I am convinced that the opening 1. e4 e5 2. Qh5 will forever after be
known as the Nakamura Attack. Undoubtedly there is some name for it
already, but nobody knows what it is. Nakamura is a strong and famous
grandmaster, and there is no other likely name, so that will be it.

Sam Sloan


  
Date: 29 Apr 2005 08:06:02
From: Jürgen R.
Subject: Re: Nakamura Attack
On Thu, 28 Apr 2005 19:15:00 GMT, [email protected] (Sam Sloan)
wrote:

>At 10:54 AM 4/28/2005 -0700, Bradley Zang wrote:
>> Hi Sam
>> I do understand guys like shal got his name on an opening he invented and lost at. (Like that famous game against Capablanca.)
>> But doesn't the guy have to win many games or do well in a tournament or contribute to the theory with such a very well known old opening before it is named after him.
>I mean why not call it the Adov after the game in 1889
>> [Event "?"]
>>[Site "St Petersburg"]
>>[Date "1889.??.??"]
>>[White "Adov"]
>>[Black "Borisov"]
>>[Round "?"]
>>[Result "0-1"]
>>[ECO "C20"] 1. e4 e5 2. Qh5 Nc6 3. Bc4 g6 4. Qf3 Nf6 5. Qb3
>>Nd4 6. Qc3 d5 7. Bxd5 Nxd5 8. exd5 Bf5 9. d3
>> 0-1 Also I've seen it named the Queen Attack.
>>Isn't there a master name Rouleau who plays it and wins.
>>Brad
>
>This is a very interesting subject about which many articles have been
>written, especially by Andy Soltis in Chess Life. The question is: How
>do Openings Get Their Names?
>
>I am far from an expert on this but I believe that the two oldest
>opening names are the Sicilian Defense and the Guioco Piano.
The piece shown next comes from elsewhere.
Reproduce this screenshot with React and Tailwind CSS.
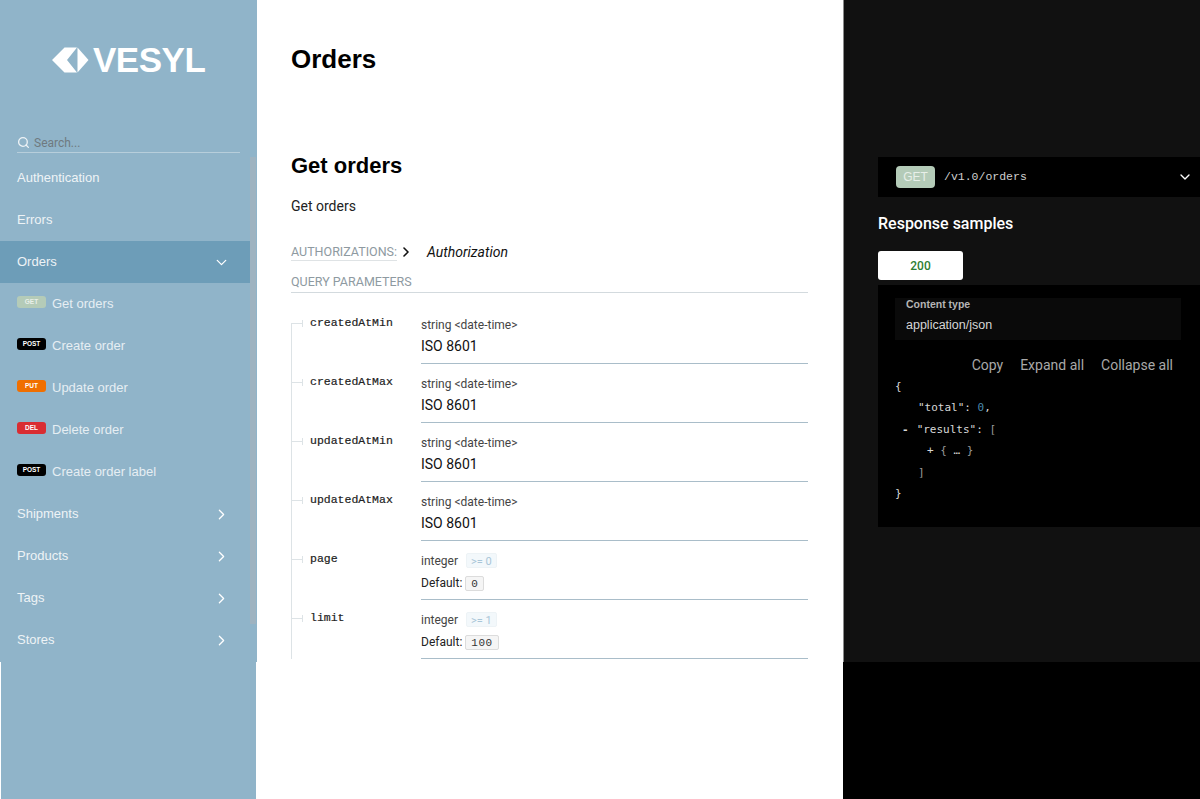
import { ChevronDown, ChevronRight, Search } from "lucide-react";

const sans = "font-['Liberation_Sans',Arial,sans-serif]";
const fira = "font-['Roboto','Noto_Sans',sans-serif]";

const methods = {
  GET: "bg-[#b4cbb8] text-[#e8efe9]",
  POST: "bg-black text-white",
  PUT: "bg-[#f06f00] text-white",
  DEL: "bg-[#d92d32] text-white",
};

const params = [
  { name: "createdAtMin", type: "string", format: "<date-time>", desc: "ISO 8601" },
  { name: "createdAtMax", type: "string", format: "<date-time>", desc: "ISO 8601" },
  { name: "updatedAtMin", type: "string", format: "<date-time>", desc: "ISO 8601" },
  { name: "updatedAtMax", type: "string", format: "<date-time>", desc: "ISO 8601" },
  { name: "page", type: "integer", min: ">= 0", def: "0" },
  { name: "limit", type: "integer", min: ">= 1", def: "100" },
];

function NavItem({ label, chevron, active }) {
  return (
    <div className={`h-[42px] flex items-center justify-between pl-[17px] pr-[20px] text-[13px] text-[#eef3f6] ${active ? "bg-[#6d9db8]" : ""}`}>
      <span>{label}</span>
      {chevron === "right" && <ChevronRight size={17} strokeWidth={1.8} className="text-white" />}
      {chevron === "down" && <ChevronDown size={17} strokeWidth={1.8} className="text-white" />}
    </div>
  );
}

function SubItem({ method, label }) {
  return (
    <div className="h-[42px] flex items-center pl-[17px] text-[13px] text-[#e6eef3]">
      <span className={`w-[29px] h-[12px] mr-[6px] -mt-[4px] rounded-[3px] flex items-center justify-center text-[6.5px] font-bold ${methods[method]}`}>
        {method}
      </span>
      <span>{label}</span>
    </div>
  );
}

function Param({ p, first }) {
  return (
    <div className="flex h-[59px]">
      <div className={`w-[130px] shrink-0 border-l border-[#dde3e6] ${first ? "mt-[18px]" : ""}`}>
        <div className={`flex items-center h-[10px] ${first ? "-mt-[5px]" : "mt-[13px]"}`}>
          <span className="w-[10px] h-px bg-[#dde3e6]" />
          <span className="w-px h-[7px] bg-[#dde3e6]" />
          <span className={`ml-[7px] font-['Liberation_Mono',monospace] text-[11.5px] text-[#222] [-webkit-text-stroke:0.2px]`}>
            {p.name}
          </span>
        </div>
      </div>
      <div className={`flex-1 border-b border-[#a9bdc9] pt-[12px] ${fira}`}>
        <div className="flex items-center h-[15px] text-[12px] text-[#444]">
          <span>{p.type}</span>
          {p.format && <span className="ml-[3px]">{p.format}</span>}
          {p.min && (
            <span className="ml-[8px] px-[4px] h-[15px] leading-[15px] rounded-[2px] bg-[#f3f8fb] border border-[#edf3f6] text-[11px] text-[#a9c6d8]">
              {p.min}
            </span>
          )}
        </div>
        {p.desc && <div className="mt-[4px] text-[14px] leading-[20px] text-[#111]">{p.desc}</div>}
        {p.def && (
          <div className="mt-[6px] flex items-center text-[12px] text-[#222]">
            <span>Default:</span>
            <span className="ml-[3px] px-[5px] h-[15px] leading-[14px] rounded-[2px] bg-[#f5f5f5] border border-[#dcdcdc] font-['Liberation_Mono',monospace] text-[11px] tracking-[0.5px] text-[#333]">
              {p.def}
            </span>
          </div>
        )}
      </div>
    </div>
  );
}

export default function App() {
  return (
    <div className={`w-[1200px] h-[799px] overflow-hidden bg-white flex flex-col ${sans}`}>
      <div className="h-[662px] flex shrink-0">
        <aside className="w-[257px] shrink-0 bg-[#90b4c9] relative">
          <div className="h-[133px] pt-[47px] pl-[52px] flex items-start">
            <svg width="37" height="26" viewBox="0 0 37 26" fill="white" className="shrink-0">
              <path d="M0 13 L12.5 0.5 H25 L25 0.5 L15 13 L25 25.5 H12.5 Z" />
              <path d="M25.5 0.5 L36.5 13 L25.5 25.5 Z" />
            </svg>
            <span className="ml-[4px] text-[35px] leading-[26px] font-bold tracking-[-0.5px] text-white">VESYL</span>
          </div>
          <div className="mx-[17px] w-[223px] h-[20px] flex items-center border-b border-[#b7cedb] mb-[4px]">
            <Search size={13} strokeWidth={2.4} className="text-[#eef3f6]" />
            <span className={`ml-[4px] text-[12px] text-[#6f7a80] ${fira}`}>Search...</span>
          </div>
          <div className="mr-[7px]">
            <NavItem label="Authentication" />
            <NavItem label="Errors" />
            <NavItem label="Orders" chevron="down" active />
            <SubItem method="GET" label="Get orders" />
            <SubItem method="POST" label="Create order" />
            <SubItem method="PUT" label="Update order" />
            <SubItem method="DEL" label="Delete order" />
            <SubItem method="POST" label="Create order label" />
            <NavItem label="Shipments" chevron="right" />
            <NavItem label="Products" chevron="right" />
            <NavItem label="Tags" chevron="right" />
            <NavItem label="Stores" chevron="right" />
          </div>
          <div className="absolute right-px top-[157px] w-[6px] h-[467px] bg-[#9fb3c0]" />
        </aside>

        <main className="w-[586px] shrink-0 pl-[34px] pr-[35px] overflow-hidden">
          <h1 className="mt-[43px] text-[26px] leading-[32px] font-bold text-black">Orders</h1>
          <h2 className="mt-[77px] text-[22px] leading-[28px] font-bold text-black">Get orders</h2>
          <p className={`mt-[16px] text-[14px] leading-[20px] text-[#222] ${fira}`}>Get orders</p>
          <div className={`mt-[26px] h-[20px] flex items-center ${fira}`}>
            <span className="text-[12.5px] text-[#8e9aa1] border-b border-[#dfe3e5] leading-[17px]">AUTHORIZATIONS:</span>
            <ChevronRight size={16} strokeWidth={2.4} className="ml-[1px] text-[#111]" />
            <span className="ml-[13px] text-[14px] italic text-[#111]">Authorization</span>
          </div>
          <div className={`mt-[11px] pb-[2px] text-[12.5px] leading-[17px] text-[#8e9aa1] border-b border-[#d3dade] ${fira}`}>
            QUERY PARAMETERS
          </div>
          <div className="mt-[12px]">
            {params.map((p, i) => (
              <Param key={p.name} p={p} first={i === 0} />
            ))}
          </div>
        </main>

        <section className={`flex-1 bg-[#111111] pl-[34px] pt-[157px] border-l border-[#8a8a8a] ${fira}`}>
          <div className="h-[40px] bg-black flex items-center pl-[18px] pr-[7px]">
            <span className={`w-[39px] h-[22px] rounded-[4px] bg-[#b4cbb8] flex items-center justify-center text-[12px] text-[#e8efe9] ${sans}`}>GET</span>
            <span className="ml-[9px] font-['Liberation_Mono',monospace] text-[11.5px] text-[#cfcfcf]">/v1.0/orders</span>
            <ChevronDown size={16} strokeWidth={2} className="ml-auto text-white" />
          </div>
          <h3 className="mt-[16px] text-[16px] leading-[22px] font-medium text-white">Response samples</h3>
          <div className="mt-[16px] w-[85px] h-[29px] rounded-[3px] bg-white flex items-center justify-center text-[12px] font-medium text-[#2e7d32]">
            200
          </div>
          <div className="mt-[5px] h-[242px] bg-black pt-[17px] pl-[17px] pr-[19px]">
            <div className={`h-[42px] bg-[#0a0a0a] pl-[11px] ${sans}`}>
              <div className="-mt-[4px] text-[10.5px] leading-[12px] font-bold text-[#b5b5b5] pt-0">Content type</div>
              <div className="mt-[7px] text-[12.5px] leading-[16px] text-[#d6d6d6]">application/json</div>
            </div>
            <div className="mt-[16px] flex justify-end gap-[17px] pr-[8px] text-[14px] leading-[18px] text-[#a8a8a8]">
              <span>Copy</span>
              <span>Expand all</span>
              <span>Collapse all</span>
            </div>
            <pre className="mt-[2px] font-['DejaVu_Sans_Mono',monospace] text-[11px] leading-[21.4px] text-[#d8d8d8]">
              <div>{"{"}</div>
              <div className="pl-[23px]">{'"total": '}<span className="text-[#4a88ad]">0</span>,</div>
              <div className="pl-[7px]"><span className="mr-[8px] font-bold">-</span>{'"results": '}<span className="text-[#999]">[</span></div>
              <div className="pl-[32px]">{"+ "}<span className="text-[#999]">{"{"}</span>{" … "}<span className="text-[#999]">{"}"}</span></div>
              <div className="pl-[23px] text-[#999]">]</div>
              <div>{"}"}</div>
            </pre>
          </div>
        </section>
      </div>

      <div className="flex-1 flex">
        <div className="w-px bg-white" />
        <div className="w-[255px] bg-[#90b4c9]" />
        <div className="w-[587px] bg-white" />
        <div className="flex-1 bg-black" />
      </div>
    </div>
  );
}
Both
>names were provided by Greco in about 1630 I believe.
>
>The Ruy Lopez was a known opening in 1560 but that name for it is
>fairly modern.
>
>Among modernly named openings, the MacCutcheon Variation was nasmed
>after a patzer named MacCutcheon who played it in a simultaneous
>exhibition against Steinitz.
>
>New names for openings usually come from the names of famous players.
>I believe that shall only played the shall Gambit one time, but
>that was in a famous game against Capablanca.
>
>Alekhine played the Alekhine Defense in Pasadena 1932.
>
>Benko clearly invented the Benko Gambit. Nobody played the Benko
>Gambit before Benko did, yet the Soviets refused to call it that,
>perhaps because Benko was a defector, so they called it the Volga
>Gambitr.
>
>I have a personal beef. I do not like it when anybody calls 1. g4 the
>Basman Attack because I taught Basman how to play this opening when I
>stayed for two days at his home in Southern England in February 1978.
>Before I taught Basman how to play it, he thought it lost by force.
>However, Basman is an International Master and a famous player and
>author, so the opening is often named after him. Usually to have an
>opening named after yourself you have to be a famous player.
>
>I am convinced that the opening 1. e4 e5 2. Qh5 will forever after be
>known as the Nakamura Attack. Undoubtedly there is some name for it
>already, but nobody knows what it is. Nakamura is a strong and famous
>grandmaster, and there is no other likely name, so that will be it.
>
>Sam Sloan

Sloan, you are a fool.

In the days of Google anyone can instantly look up questionable
assertions made by pseudo-authorities such as you.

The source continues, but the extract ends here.